I’ve always liked the change each season welcomes – the shape it brings to the year. I love summer, but it’s made even better by the darkness and coldness of the winter leading to the anticipation of long summer days again in spring. Equally, now that summers in Europe are getting hotter, I find myself looking forward to the quieter, cooler days of late Autumn.
In her bestselling book Wintering, Katherine May explores ancient traditions around the colder months and darker periods of ‘winter’ in our lives. Drawing on nature’s natural seasonal rhythms and past traditions of embracing the winter as a time to slow down, she calls on us to consider how we might introduce the idea of ‘wintering’ into our modern lives.
Similarly, one of Cal Newport’s three principles of ‘slow productivity’ in his latest book by the same name is to “work at a natural pace”. A way to do this, Newport writes, is to embrace more seasonality in our work, i.e. consciously having periods of the year when we’re more productive, and other times for recuperation or refilling our creative well. Obviously, working seasonally is great if you’re a writer or in a job where you have a lot of autonomy over how you plan your time. For most of us though, true seasonality is challenging and at odds with the demands of modern work. Newport’s advice is to “implement small seasonality” by looking for opportunities to bring changes of pace into your work week or month, eg having no-meeting Mondays, or taking an afternoon off one day a month.
“In the sixteenth century, Galileo’s professional life was more leisurely and less intense than that of the average twenty-first century knowledge worker. Yet he still managed to change the course of human intellectual history.” Slow Productivity by Carl Newport
What inspiration do you draw from nature’s rhythms? We’d love to hear from you in the comments.
Have we sparked your curiosity? ✨ Read more:
Sea and Shore: Recipes and Stories from a Kitchen in Cornwall by Emily Scott. This book was sitting in our hotel room and I think it added to the whole mood of our time in Cornwall (we bought our own copy as soon as we spotted it in a local bookshop). Part cookbook, part a love letter to Cornwall, I find myself returning to it again and again not just for the great recipes, but for the taste of the sea on the Cornish wind.
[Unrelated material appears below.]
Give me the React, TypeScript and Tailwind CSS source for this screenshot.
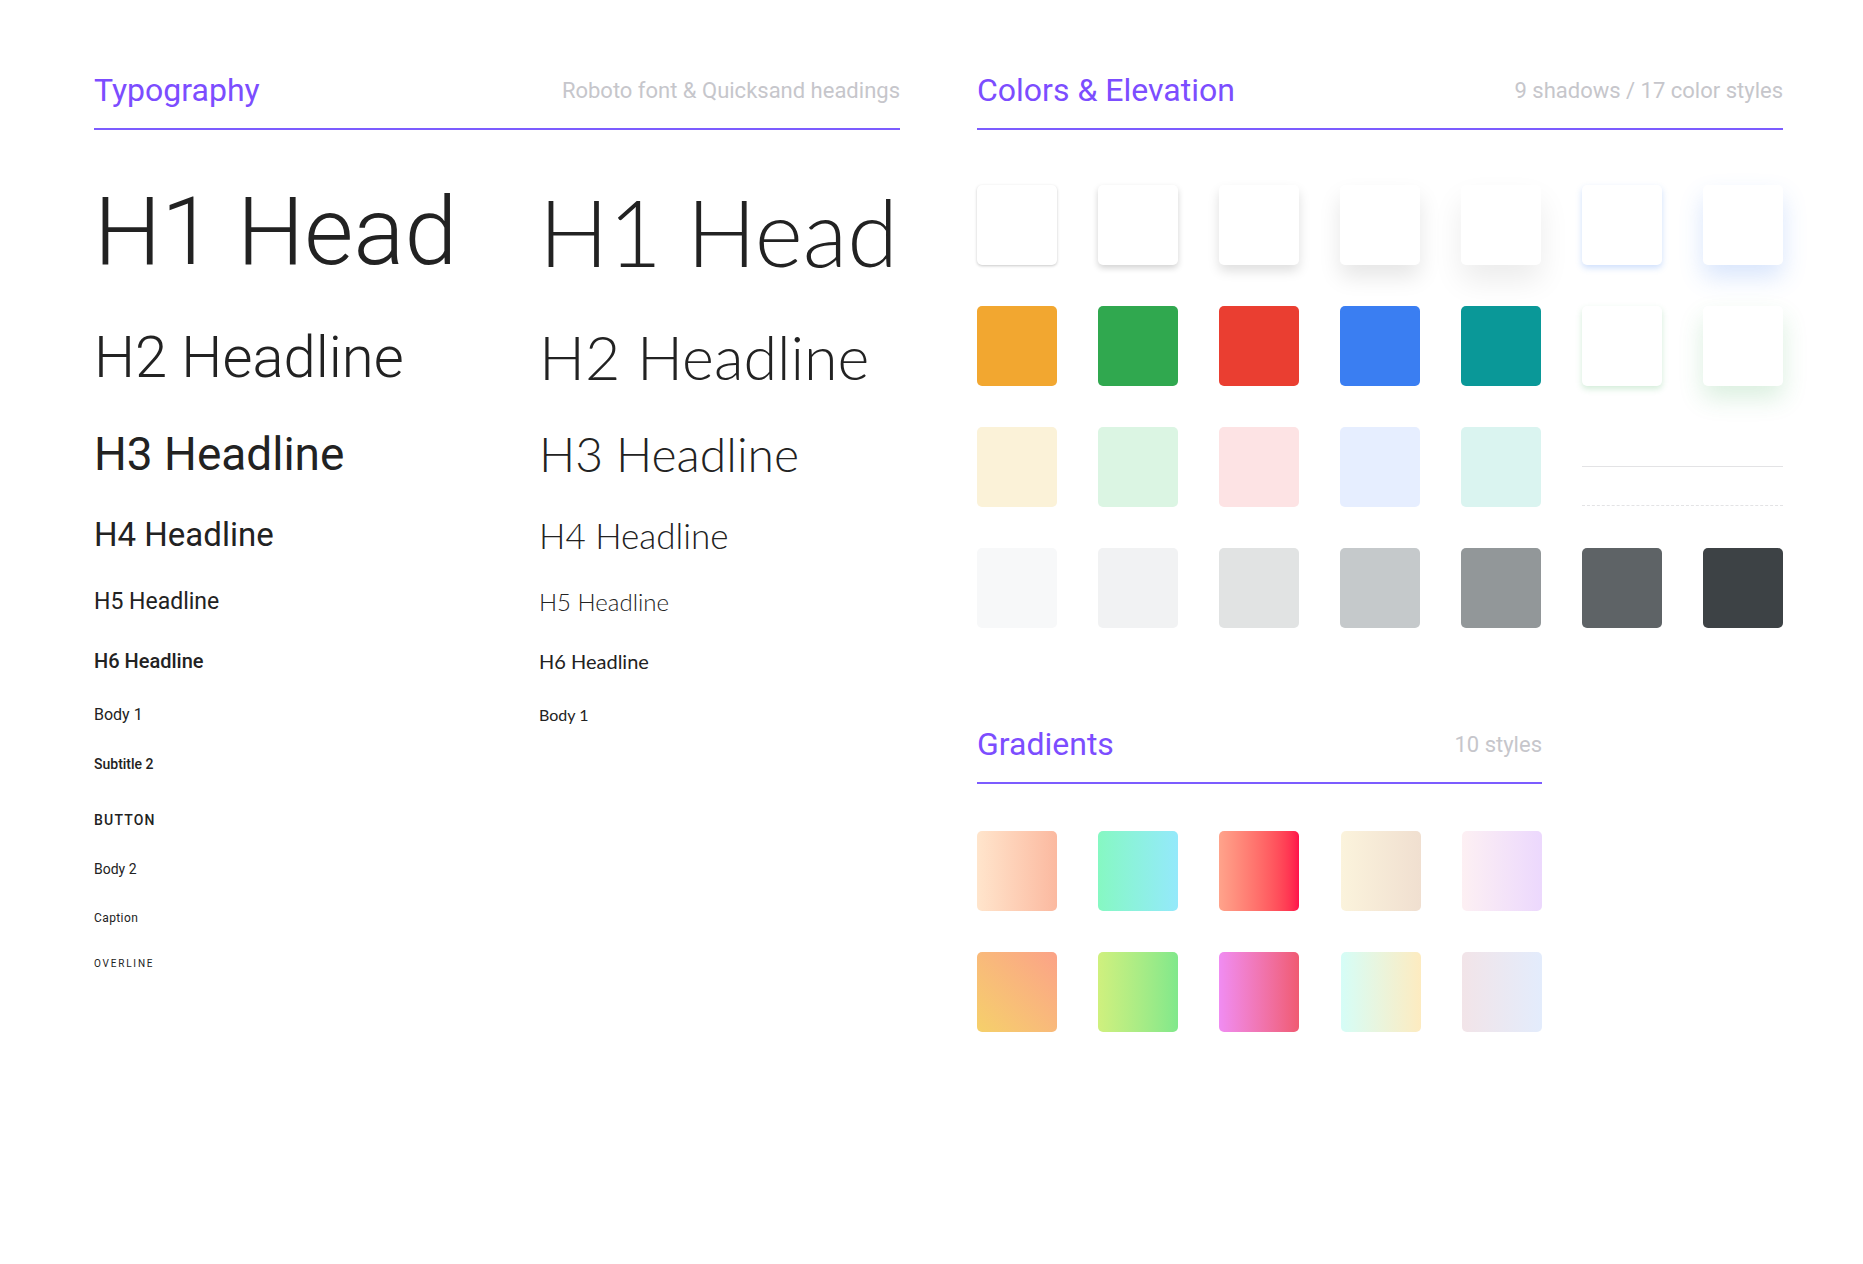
import React from 'react';

const roboto = { fontFamily: 'Roboto, "Liberation Sans", sans-serif' };
const quick = { fontFamily: 'Lato, "Open Sans", sans-serif' };

const rows = [
  { h: 'h-[134px]', l: 'text-[95px] font-light', r: 'text-[92px] font-light', text: 'H1 Head' },
  { h: 'h-[116px]', l: 'text-[58px] font-light', r: 'text-[61px] font-light', text: 'H2 Headline' },
  { h: 'h-[78px]', l: 'text-[46px] font-normal', r: 'text-[48px] font-light', text: 'H3 Headline' },
  { h: 'h-[84px]', l: 'text-[33px] font-normal', r: 'text-[35px] font-light', text: 'H4 Headline' },
  { h: 'h-[50px]', l: 'text-[23px]', r: 'text-[24px] font-light', text: 'H5 Headline' },
  { h: 'h-[68px]', l: 'text-[20px] font-medium', r: 'text-[20px]', text: 'H6 Headline' },
  { h: 'h-[40px]', l: 'text-[16px]', r: 'text-[16px]', text: 'Body 1' },
];

const extra = [
  { h: 'h-[58px]', c: 'text-[14px] font-medium', text: 'Subtitle 2' },
  { h: 'h-[54px]', c: 'text-[14px] font-medium tracking-[1.2px]', text: 'BUTTON' },
  { h: 'h-[44px]', c: 'text-[14px]', text: 'Body 2' },
  { h: 'h-[54px]', c: 'text-[12px] tracking-[0.4px]', text: 'Caption' },
  { h: 'h-[36px]', c: 'text-[10px] tracking-[1.8px]', text: 'OVERLINE' },
];

const Header = ({ title, note }: { title: string; note: string }) => (
  <div className="flex justify-between items-center h-[42px] mb-[17px] border-b-2 border-[#7c5cff]" style={roboto}>
    <span className="text-[32px] text-[#7c4dff] relative top-[-18px]">{title}</span>
    <span className="text-[22px] text-[#c6c6cb] relative top-[-18px]">{note}</span>
  </div>
);

const Swatch = ({ cls }: { cls: string }) => <div className={`w-[80px] h-[80px] rounded-[5px] ${cls}`} />;

const elev = [
  'bg-white shadow-[0_1px_3px_rgba(0,0,0,0.22)]',
  'bg-white shadow-[0_3px_6px_rgba(0,0,0,0.18)]',
  'bg-white shadow-[0_6px_12px_rgba(0,0,0,0.13)]',
  'bg-white shadow-[0_12px_22px_rgba(0,0,0,0.1)]',
  'bg-white shadow-[0_16px_30px_rgba(0,0,0,0.08)]',
  'bg-white shadow-[0_3px_6px_rgba(58,126,242,0.25)]',
  'bg-white shadow-[0_12px_24px_rgba(58,126,242,0.2)]',
];
const solid = [
  'bg-[#f2a730]', 'bg-[#30a84f]', 'bg-[#ea3e31]', 'bg-[#3a7ef2]', 'bg-[#0a9898]',
  'bg-white shadow-[0_3px_6px_rgba(48,168,79,0.22)]',
  'bg-white shadow-[0_12px_24px_rgba(48,168,79,0.18)]',
];
const light = ['bg-[#fbf2d8]', 'bg-[#dbf5e3]', 'bg-[#fde3e4]', 'bg-[#e6eeff]', 'bg-[#daf4f0]'];
const grays = ['bg-[#f7f8f9]', 'bg-[#f1f2f3]', 'bg-[#e1e3e3]', 'bg-[#c5c9cb]', 'bg-[#929799]', 'bg-[#5e6366]', 'bg-[#3d4245]'];
const grads = [
  'bg-gradient-to-r from-[#ffe5cc] to-[#fbb9a0]',
  'bg-gradient-to-r from-[#86f8c2] to-[#94e9fb]',
  'bg-gradient-to-r from-[#ffa38b] to-[#ff0f4a]',
  'bg-gradient-to-r from-[#fbf3dc] to-[#f0dfd0]',
  'bg-gradient-to-r from-[#fdf0f3] to-[#ecd8fd]',
  'bg-gradient-to-tr from-[#f5d06a] to-[#fba287]',
  'bg-gradient-to-r from-[#cff07e] to-[#80e88b]',
  'bg-gradient-to-r from-[#f08cf2] to-[#f05a72]',
  'bg-gradient-to-r from-[#d5fdf7] to-[#fdebc0]',
  'bg-gradient-to-r from-[#f2e4e8] to-[#e3ecfc]',
];

export default function App() {
  return (
    <div className="w-[1863px] h-[1264px] bg-white flex pl-[94px] pt-[88px] text-[#222]">
      <div className="w-[806px]">
        <Header title="Typography" note="Roboto font & Quicksand headings" />
        <div className="flex mt-[35px]">
          <div className="w-[445px]" style={roboto}>
            {rows.map(r => (
              <div key={r.text} className={`${r.h} flex items-center whitespace-nowrap ${r.l}`}>{r.text}</div>
            ))}
            {extra.map(r => (
              <div key={r.text} className={`${r.h} flex items-center ${r.c}`}>{r.text}</div>
            ))}
          </div>
          <div style={quick}>
            {rows.map(r => (
              <div key={r.text} className={`${r.h} flex items-center whitespace-nowrap ${r.r}`}>{r.text}</div>
            ))}
          </div>
        </div>
      </div>
      <div className="ml-[77px] w-[806px]">
        <Header title="Colors & Elevation" note="9 shadows / 17 color styles" />
        <div className="mt-[55px] flex flex-col gap-[41px]">
          <div className="flex gap-[41px]">{elev.map((c, i) => <Swatch key={i} cls={c} />)}</div>
          <div className="flex gap-[41px]">{solid.map((c, i) => <Swatch key={i} cls={c} />)}</div>
          <div className="flex gap-[41px]">
            {light.map((c, i) => <Swatch key={i} cls={c} />)}
            <div className="w-[201px] h-[80px] flex flex-col justify-end pb-[1px]">
              <div className="border-t border-[#e3e3e5] mb-[38px]" />
              <div className="border-t border-dashed border-[#e3e3e5]" />
            </div>
          </div>
          <div className="flex gap-[41px]">{grays.map((c, i) => <Swatch key={i} cls={c} />)}</div>
        </div>
        <div className="w-[565px] mt-[114px]">
          <Header title="Gradients" note="10 styles" />
          <div className="mt-[47px] grid grid-cols-5 gap-x-[41px] gap-y-[41px] w-[565px]">
            {grads.map((c, i) => <Swatch key={i} cls={c} />)}
          </div>
        </div>
      </div>
    </div>
  );
}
Wintering by Katherine May. May’s book is back on the Sunday Times bestseller list as winter approaches. Reading it is like cuddling up in a warm blanket with a hot cup of tea on dark days.
Slow Productivity by Cal Newport. Newport writes eloquently about how the concept of productivity in the 21st century workplace is flawed. Mostly written for knowledge workers, there’s plenty to agree with and draw inspiration from, even if many ideas may be difficult to put into practice.